Re: An interesting anomaly in NFS client...

From: George Neville-Neil <gnn_at_neville-neil.com>
Date: Fri, 08 Nov 2024 17:47:59 UTC

On 8 Nov 2024, at 7:58, Rick Macklem wrote:

> On Thu, Nov 7, 2024 at 9:41 PM George Neville-Neil <gnn@neville-neil.com> wrote:
>>
>>
>>
>> On 7 Nov 2024, at 13:59, Rick Macklem wrote:
>>
>>> On Thu, Nov 7, 2024 at 9:34 AM George Neville-Neil <gnn@neville-neil.com> wrote:
>>>>
>>>>
>>>>
>>>> On 7 Nov 2024, at 4:15, Mark Saad wrote:
>>>>
>>>>>>
>>>>>> On Nov 7, 2024, at 12:29 AM, Andriy Gapon <avg@freebsd.org> wrote:
>>>>>>
>>>>>> On 07/11/2024 02:43, George Neville-Neil wrote:
>>>>>>> Howdy,
>>>>>>> We've been digging into an interesting possible issue in the FreeBSD NFS client. Here is the scenario. I have a FreeBSD VM on my Mac, the Mac is the NFS server, the VM is the client.
>>>>>
>>>>> What are you using to run the vm ? What architecture is the vm ? What about the Mac ?
>>>>
>>>> qemu, aarch64, M3 Mac.
>>>>
>>>> I doubt this is the source of the issue.
>>>>
>>>> I was poking through the code and I wonder if a slight time skew might be an issue.  I'm going to check into that.  The VM and the Mac both us NTP to stay in sync with the world, but who knows...
>>> Hi George,
>>>
>>> I'll take a look at the packet trace later, but...
>>>
>>> If you can easily reproduce the issue, do a:
>>> # nfsstat -E -c -z
>>> - before reproducing it, and a
>>> # nfsstat -E -c
>>> - after.
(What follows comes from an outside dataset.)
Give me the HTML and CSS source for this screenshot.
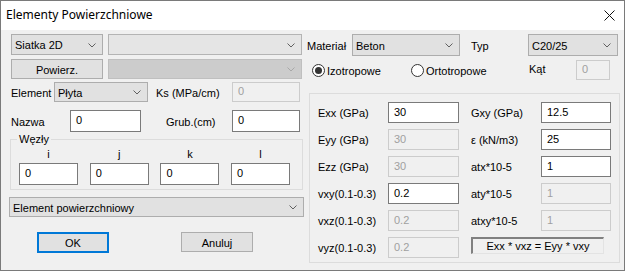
FILE: index.html
```html
<!DOCTYPE html>
<html lang="pl">

<head>
    <meta charset="UTF-8">
    <title>Elementy Powierzchniowe</title>
    <link rel="stylesheet" href="styles.css">
</head>

<body>

    <div class="window">
        <!-- Title bar -->
        <div class="titlebar">
            <span class="title">Elementy Powierzchniowe</span>
            <svg class="close" width="11" height="11" viewBox="0 0 11 11">
                <path d="M0.5 0.5 L10.5 10.5 M10.5 0.5 L0.5 10.5" stroke="#111" stroke-width="1" fill="none" />
            </svg>
        </div>

        <div class="client">
            <!-- Left column -->
            <div class="col-left">
                <div class="row r1">
                    <div class="combo w92">Siatka 2D<svg class="chev" width="8" height="5" viewBox="0 0 8 5"><path d="M0.5 0.5 L4 4 L7.5 0.5" /></svg></div>
                    <div class="combo w194 light"><span></span><svg class="chev" width="8" height="5" viewBox="0 0 8 5"><path d="M0.5 0.5 L4 4 L7.5 0.5" /></svg></div>
                </div>

                <div class="row r2">
                    <div class="button w92">Powierz.</div>
                    <div class="combo w194 disabled"><span></span><svg class="chev" width="8" height="5" viewBox="0 0 8 5"><path d="M0.5 0.5 L4 4 L7.5 0.5" /></svg></div>
                </div>

                <div class="row r3">
                    <span class="lbl lbl-element">Element</span>
                    <div class="combo w94">Płyta<svg class="chev" width="8" height="5" viewBox="0 0 8 5"><path d="M0.5 0.5 L4 4 L7.5 0.5" /></svg></div>
                    <span class="lbl lbl-ks">Ks (MPa/cm)</span>
                    <div class="edit w68 off">0</div>
                </div>

                <div class="row r4">
                    <span class="lbl lbl-nazwa">Nazwa</span>
                    <div class="edit w71 tall">0</div>
                    <span class="lbl lbl-grub">Grub.(cm)</span>
                    <div class="edit w68 tall">0</div>
                </div>

                <fieldset class="nodes">
                    <legend>Węzły</legend>
                    <div class="node-grid">
                        <span class="letter">i</span>
                        <span class="letter">j</span>
                        <span class="letter">k</span>
                        <span class="letter">l</span>
                        <div class="edit tall">0</div>
                        <div class="edit tall">0</div>
                        <div class="edit tall">0</div>
                        <div class="edit tall">0</div>
                    </div>
                </fieldset>

                <div class="combo w295 r-type">Element powierzchniowy<svg class="chev" width="8" height="5" viewBox="0 0 8 5"><path d="M0.5 0.5 L4 4 L7.5 0.5" /></svg></div>

                <div class="row buttons">
                    <div class="button w72 default">OK</div>
                    <div class="button w72 cancel">Anuluj</div>
                </div>
            </div>

            <!-- Right column -->
            <div class="col-right">
                <div class="row r1 tall-row">
                    <span class="lbl lbl-mat">Materiał</span>
                    <div class="combo w108 tall">Beton<svg class="chev" width="8" height="5" viewBox="0 0 8 5"><path d="M0.5 0.5 L4 4 L7.5 0.5" /></svg></div>
                    <span class="lbl lbl-typ">Typ</span>
                    <div class="combo w90 tall">C20/25<svg class="chev" width="8" height="5" viewBox="0 0 8 5"><path d="M0.5 0.5 L4 4 L7.5 0.5" /></svg></div>
                </div>

                <div class="row r2 radios">
                    <label class="radio radio-iso"><span class="dot checked"></span>Izotropowe</label>
                    <label class="radio radio-orto"><span class="dot"></span>Ortotropowe</label>
                    <span class="lbl lbl-kat">Kąt</span>
                    <div class="edit w34 off">0</div>
                </div>

                <div class="props">
                    <span class="lbl">Exx (GPa)</span>
                    <div class="edit">30</div>
                    <span class="lbl lbl2">Gxy (GPa)</span>
                    <div class="edit">12.5</div>

                    <span class="lbl">Eyy (GPa)</span>
                    <div class="edit off">30</div>
                    <span class="lbl lbl2">ε (kN/m3)</span>
                    <div class="edit">25</div>

                    <span class="lbl">Ezz (GPa)</span>
                    <div class="edit off">30</div>
                    <span class="lbl lbl2">atx*10-5</span>
                    <div class="edit">1</div>

                    <span class="lbl">vxy(0.1-0.3)</span>
                    <div class="edit">0.2</div>
                    <span class="lbl lbl2">aty*10-5</span>
                    <div class="edit off">1</div>

                    <span class="lbl">vxz(0.1-0.3)</span>
                    <div class="edit off">0.2</div>
                    <span class="lbl lbl2">atxy*10-5</span>
                    <div class="edit off">1</div>

                    <span class="lbl">vyz(0.1-0.3)</span>
                    <div class="edit off">0.2</div>
                    <div class="formula">Exx * vxz = Eyy * vxy</div>
                </div>
            </div>
        </div>
    </div>

</body>

</html>
```

FILE: styles.css
```css
/* Reset */
* {
    margin: 0;
    padding: 0;
    box-sizing: border-box;
}

body {
    font-family: 'Liberation Sans', Arial, sans-serif;
    font-size: 11px;
    color: #000;
    background: #fff;
}

/* Window frame */
.window {
    width: 625px;
    height: 271px;
    border: 1px solid #7a7a7a;
    background: #f0f0f0;
    display: flex;
    flex-direction: column;
}

.titlebar {
    height: 29px;
    background: #fff;
    display: flex;
    align-items: center;
    justify-content: space-between;
    padding: 0 9px 1px 5px;
}

.title {
    font-family: 'Noto Sans', sans-serif;
    font-size: 12px;
    line-height: 16px;
}

.close {
    display: block;
    margin-top: 1px;
}

.client {
    display: flex;
    flex: 1;
}

/* Columns */
.col-left {
    width: 297px;
    margin-left: 8px;
    padding-top: 4px;
    display: flex;
    flex-direction: column;
}

.col-right {
    flex: 1;
    padding-top: 4px;
    display: flex;
    flex-direction: column;
}

.row {
    display: flex;
    align-items: center;
}

.col-left .r1 {
    height: 21px;
    margin-left: 2px;
    gap: 5px;
}

.col-left .r2 {
    height: 20px;
    margin-top: 4px;
    margin-left: 2px;
    gap: 5px;
}

.col-left .r3 {
    height: 20px;
    margin-top: 3px;
    margin-left: 2px;
}

.col-left .r4 {
    height: 22px;
    margin-top: 8px;
    margin-left: 2px;
}

.lbl {
    white-space: nowrap;
    line-height: 13px;
    padding-top: 2px;
}

.lbl-element { width: 43px; }
.lbl-ks { width: 76px; margin-left: 8px; }
.lbl-nazwa { width: 59px; }
.lbl-grub { width: 66px; margin-left: 25px; }

/* Combo boxes */
.combo {
    height: 100%;
    background: #e1e1e1;
    border: 1px solid #adadad;
    display: flex;
    align-items: center;
    justify-content: space-between;
    padding: 1px 6px 0 3px;
    white-space: nowrap;
}

.combo.light {
    background: #e5e5e5;
    border-color: #b4b4b4;
}

.combo.disabled {
    background: #cccccc;
    border-color: #bfbfbf;
}

.chev path {
    fill: none;
    stroke: #606060;
    stroke-width: 1;
}

.disabled .chev path {
    stroke: #a8a8a8;
}

.w92 { width: 92px; }
.w194 { width: 194px; }
.w94 { width: 94px; }
.w68 { width: 68px; }
.w71 { width: 71px; }
.w72 { width: 72px; }
.w108 { width: 108px; }
.w90 { width: 90px; }
.w34 { width: 34px; }
.w295 { width: 295px; }

/* Buttons */
.button {
    height: 100%;
    background: #e1e1e1;
    border: 1px solid #adadad;
    display: flex;
    align-items: center;
    justify-content: center;
    padding-top: 1px;
}

.button.default {
    border: 2px solid #0078d7;
}

/* Edit fields */
.edit {
    height: 100%;
    background: #fff;
    border: 1px solid #7a7a7a;
    display: flex;
    align-items: center;
    padding-left: 5px;
    padding-bottom: 2px;
}

.edit.off {
    background: #f0f0f0;
    border-color: #cccccc;
    color: #a0a0a0;
}

/* Nodes group */
.nodes {
    margin-top: 1px;
    margin-left: 1px;
    width: 293px;
    border: 1px solid #dcdcdc;
    padding: 0 0 4px 6px;
}

.nodes legend {
    padding: 0 2px;
    line-height: 13px;
}

.node-grid {
    display: grid;
    grid-template-columns: repeat(4, 59px);
    grid-template-rows: 14px 22px;
    column-gap: 11.7px;
    row-gap: 3px;
    margin-left: 2px;
}

.letter {
    text-align: center;
    line-height: 14px;
    padding-top: 1px;
}

.r-type {
    height: 20px;
    margin-top: 7px;
}

.buttons {
    height: 21px;
    margin-top: 15px;
}

.button.default {
    margin-left: 28px;
}

.button.cancel {
    margin-left: 72px;
    height: 20px;
    align-self: flex-start;
}

/* Right column rows */
.col-right .r1 {
    height: 22px;
}

.lbl-mat { width: 46px; padding-left: 1px; }
.lbl-typ { width: 57px; margin-left: 11px; }

.col-right .r2 {
    height: 20px;
    margin-top: 4px;
}

.radio {
    display: flex;
    align-items: center;
    gap: 2px;
    white-space: nowrap;
    padding-top: 1px;
}

.radio-iso {
    margin-left: 6px;
    width: 99px;
}

.radio-orto {
    width: 118px;
}

.dot {
    width: 13px;
    height: 13px;
    border: 1px solid #333;
    border-radius: 50%;
    display: flex;
    align-items: center;
    justify-content: center;
    background: #fff;
}

.dot.checked::after {
    content: '';
    width: 7px;
    height: 7px;
    border-radius: 50%;
    background: #333;
}

.lbl-kat {
    width: 47px;
    margin-top: -3px;
}

/* Material properties box */
.props {
    margin-top: 13px;
    margin-left: 3px;
    width: 311px;
    height: 170px;
    border: 1px solid #dcdcdc;
    padding: 8px 0 0 8px;
    display: grid;
    grid-template-columns: 70px 71px 82px 70px;
    grid-template-rows: repeat(6, 21px);
    row-gap: 6px;
    align-items: center;
}

.props .edit {
    height: 21px;
}

.props .lbl2 {
    padding-left: 12px;
}

.formula {
    grid-column: 3 / 5;
    align-self: start;
    margin-left: 12px;
    width: 133px;
    height: 17px;
    border-top: 2px solid #808080;
    border-left: 2px solid #808080;
    border-right: 1px solid #e3e3e3;
    border-bottom: 1px solid #e3e3e3;
    display: flex;
    align-items: center;
    justify-content: center;
    white-space: nowrap;
    line-height: 13px;
}
```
Then look at the Cache Info: at the end of the output.
>>>
>>
>> I'll give that a look, and the thing that Mark found is also interesting.  I might ask Warner about it tomorrow, we're both at the Dev Summit.
> When I looked at the packet trace, I saw a lot of GETATTRs
> for different directories. If they are different directories and not
> the same ones over and over again, caching will not be the issue.
> (Btw, the attribute caching code hasn't changed in decades, afaik.)
>

Looks like the answer is what Mark sent, and I talked to Warner and what we do now is, if not great, still the right thing, and just isn't so happy on NFS.  We use NFS in our work on kernel development because we develop on VMs to start. Other than this pause, world builds on a modern (M3) laptop are as fast on an average server (hurray SoCs) and when the thing crashes it reboots in seconds, rather than 10 minutes which is how long a modern Dell server takes to do its hardware checks.

The shorter answer from some folks is "use 9pfs because NFS (server) on MacOS is sloooow" which I'll look into as well.

Thanks for all the help, it's been an interesting journey ;-)

> Have fun at the dev summit, rick
>

Doing our best!

Best,
George